What is needed: Report each line of the data that has "screenshot" somewhere in it.

Data for the task:
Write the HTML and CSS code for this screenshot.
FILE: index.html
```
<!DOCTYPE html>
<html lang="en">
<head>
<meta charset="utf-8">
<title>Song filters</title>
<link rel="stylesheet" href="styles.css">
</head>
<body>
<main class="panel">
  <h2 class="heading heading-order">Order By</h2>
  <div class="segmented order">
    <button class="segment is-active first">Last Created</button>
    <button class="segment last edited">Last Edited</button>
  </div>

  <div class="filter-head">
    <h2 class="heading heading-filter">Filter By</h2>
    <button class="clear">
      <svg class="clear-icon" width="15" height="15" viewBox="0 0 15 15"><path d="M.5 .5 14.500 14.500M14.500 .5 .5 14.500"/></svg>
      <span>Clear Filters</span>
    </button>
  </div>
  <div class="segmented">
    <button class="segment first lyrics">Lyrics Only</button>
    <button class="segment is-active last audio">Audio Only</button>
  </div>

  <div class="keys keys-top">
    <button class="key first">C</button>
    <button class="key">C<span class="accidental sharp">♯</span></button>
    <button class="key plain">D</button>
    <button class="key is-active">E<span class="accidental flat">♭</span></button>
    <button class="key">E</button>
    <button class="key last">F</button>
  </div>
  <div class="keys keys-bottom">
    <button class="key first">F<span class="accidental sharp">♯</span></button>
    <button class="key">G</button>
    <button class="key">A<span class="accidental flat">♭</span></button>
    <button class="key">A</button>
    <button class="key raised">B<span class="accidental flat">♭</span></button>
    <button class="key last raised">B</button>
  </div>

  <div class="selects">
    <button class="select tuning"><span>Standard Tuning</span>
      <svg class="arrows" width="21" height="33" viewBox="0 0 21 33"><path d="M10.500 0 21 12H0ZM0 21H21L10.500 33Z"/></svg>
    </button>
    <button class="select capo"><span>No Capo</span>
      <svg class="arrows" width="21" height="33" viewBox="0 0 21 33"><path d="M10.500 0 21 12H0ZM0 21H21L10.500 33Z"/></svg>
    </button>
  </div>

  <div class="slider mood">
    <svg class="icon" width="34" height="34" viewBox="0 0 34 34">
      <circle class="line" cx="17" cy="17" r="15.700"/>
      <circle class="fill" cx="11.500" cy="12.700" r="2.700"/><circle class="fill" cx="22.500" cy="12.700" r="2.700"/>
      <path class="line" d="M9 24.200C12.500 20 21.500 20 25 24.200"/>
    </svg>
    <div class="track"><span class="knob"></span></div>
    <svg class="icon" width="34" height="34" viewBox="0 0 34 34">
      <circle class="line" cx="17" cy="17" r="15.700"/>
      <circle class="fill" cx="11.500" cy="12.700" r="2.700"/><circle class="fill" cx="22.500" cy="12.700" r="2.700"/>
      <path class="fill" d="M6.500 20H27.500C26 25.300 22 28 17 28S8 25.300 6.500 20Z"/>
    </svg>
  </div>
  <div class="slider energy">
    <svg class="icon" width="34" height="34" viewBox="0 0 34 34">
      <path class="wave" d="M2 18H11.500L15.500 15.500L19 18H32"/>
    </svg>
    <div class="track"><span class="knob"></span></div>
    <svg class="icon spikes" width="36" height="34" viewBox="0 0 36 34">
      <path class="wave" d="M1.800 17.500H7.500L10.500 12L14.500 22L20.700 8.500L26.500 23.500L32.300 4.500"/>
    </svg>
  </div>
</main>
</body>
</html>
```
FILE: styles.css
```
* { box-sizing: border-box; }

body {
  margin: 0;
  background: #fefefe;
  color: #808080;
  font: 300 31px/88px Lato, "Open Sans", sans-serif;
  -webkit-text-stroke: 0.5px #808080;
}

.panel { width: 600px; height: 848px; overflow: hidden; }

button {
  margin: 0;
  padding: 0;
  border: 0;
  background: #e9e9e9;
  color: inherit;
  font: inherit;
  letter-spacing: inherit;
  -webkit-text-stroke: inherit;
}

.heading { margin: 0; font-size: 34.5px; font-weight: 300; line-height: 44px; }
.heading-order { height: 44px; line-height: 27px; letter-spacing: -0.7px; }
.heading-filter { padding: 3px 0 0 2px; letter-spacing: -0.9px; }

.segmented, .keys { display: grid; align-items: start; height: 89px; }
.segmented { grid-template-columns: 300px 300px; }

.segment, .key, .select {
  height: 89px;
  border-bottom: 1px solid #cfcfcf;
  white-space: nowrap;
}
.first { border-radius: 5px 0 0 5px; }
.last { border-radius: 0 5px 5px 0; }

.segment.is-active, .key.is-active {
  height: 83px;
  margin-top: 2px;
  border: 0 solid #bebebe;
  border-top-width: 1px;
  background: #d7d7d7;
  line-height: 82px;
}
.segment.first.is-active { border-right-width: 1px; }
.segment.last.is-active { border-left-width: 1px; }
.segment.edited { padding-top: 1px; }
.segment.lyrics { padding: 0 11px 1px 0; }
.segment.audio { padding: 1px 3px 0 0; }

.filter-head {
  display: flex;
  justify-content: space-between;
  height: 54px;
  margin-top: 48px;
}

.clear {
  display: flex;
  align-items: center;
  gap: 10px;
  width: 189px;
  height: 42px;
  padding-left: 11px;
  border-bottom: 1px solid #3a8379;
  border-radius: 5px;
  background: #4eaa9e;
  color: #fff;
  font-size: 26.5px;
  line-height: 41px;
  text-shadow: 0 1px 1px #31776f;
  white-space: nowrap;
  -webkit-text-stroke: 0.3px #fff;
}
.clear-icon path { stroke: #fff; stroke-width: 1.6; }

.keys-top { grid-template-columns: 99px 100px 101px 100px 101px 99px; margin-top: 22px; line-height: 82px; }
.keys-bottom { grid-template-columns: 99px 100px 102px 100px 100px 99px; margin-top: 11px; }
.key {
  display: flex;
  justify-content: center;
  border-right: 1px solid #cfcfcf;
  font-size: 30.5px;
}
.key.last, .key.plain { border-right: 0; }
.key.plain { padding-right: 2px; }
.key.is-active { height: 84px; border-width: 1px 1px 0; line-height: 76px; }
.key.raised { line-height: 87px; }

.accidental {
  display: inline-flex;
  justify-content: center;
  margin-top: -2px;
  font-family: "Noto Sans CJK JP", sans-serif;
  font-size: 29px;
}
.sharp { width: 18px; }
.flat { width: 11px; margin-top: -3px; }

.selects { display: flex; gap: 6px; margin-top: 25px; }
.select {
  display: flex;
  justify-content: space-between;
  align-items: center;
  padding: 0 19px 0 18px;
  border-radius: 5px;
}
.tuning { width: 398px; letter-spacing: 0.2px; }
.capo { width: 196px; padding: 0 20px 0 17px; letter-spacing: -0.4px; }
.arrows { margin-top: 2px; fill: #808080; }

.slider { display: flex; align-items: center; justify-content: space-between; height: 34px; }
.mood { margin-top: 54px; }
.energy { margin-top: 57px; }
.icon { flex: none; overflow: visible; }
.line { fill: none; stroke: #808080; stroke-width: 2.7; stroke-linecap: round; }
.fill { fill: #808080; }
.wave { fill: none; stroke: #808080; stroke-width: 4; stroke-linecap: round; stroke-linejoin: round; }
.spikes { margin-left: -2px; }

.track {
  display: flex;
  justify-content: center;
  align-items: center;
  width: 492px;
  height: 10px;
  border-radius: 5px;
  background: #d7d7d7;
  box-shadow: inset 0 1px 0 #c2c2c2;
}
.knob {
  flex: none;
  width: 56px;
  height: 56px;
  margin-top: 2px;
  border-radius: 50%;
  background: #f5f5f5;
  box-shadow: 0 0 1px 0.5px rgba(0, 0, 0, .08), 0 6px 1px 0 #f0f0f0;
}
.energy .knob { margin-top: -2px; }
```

---

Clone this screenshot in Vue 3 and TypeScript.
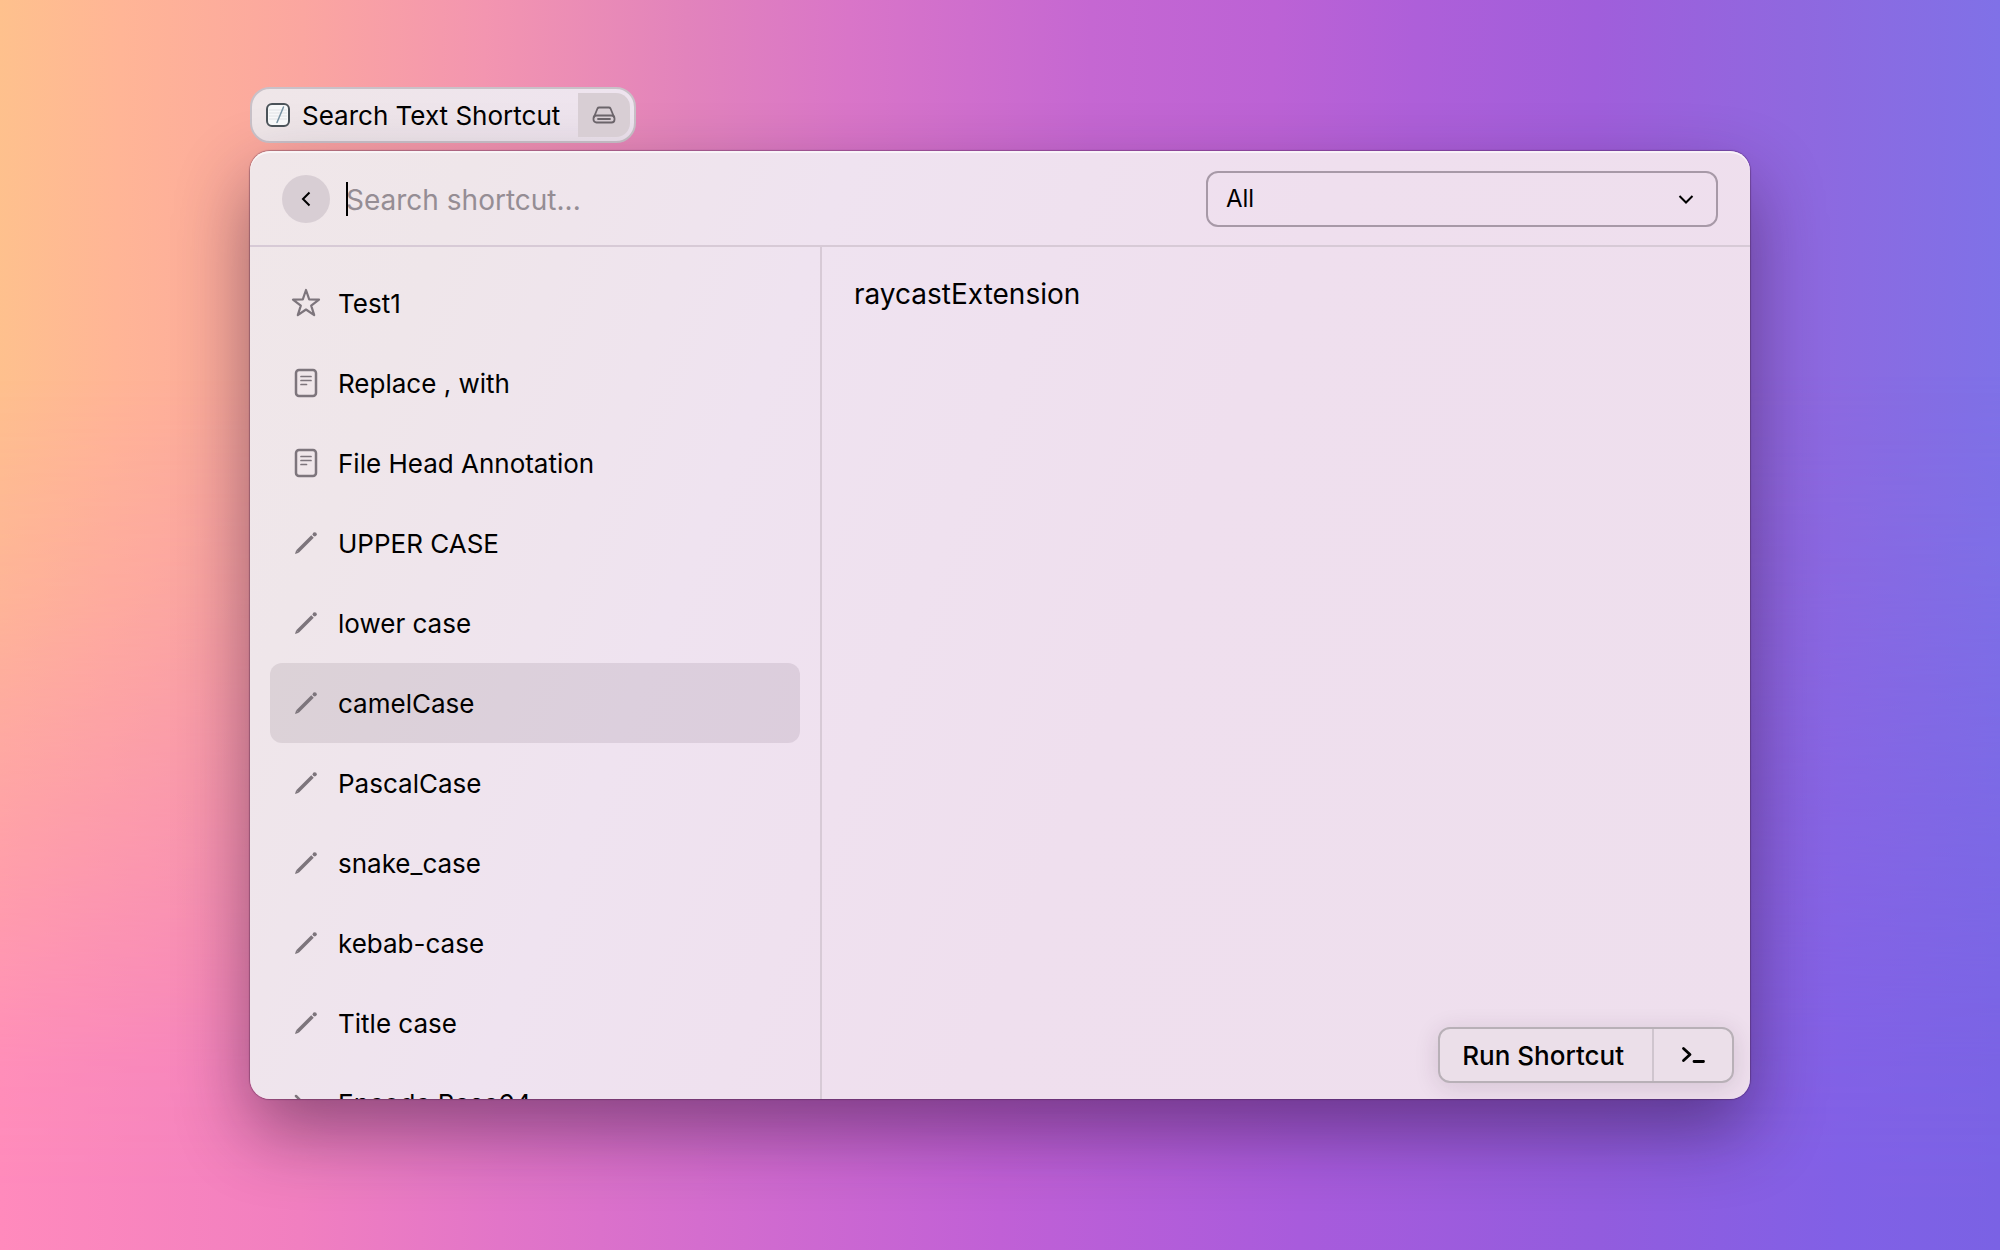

Exercise output:
Write the HTML and CSS code for this screenshot.
Clone this screenshot in Vue 3 and TypeScript.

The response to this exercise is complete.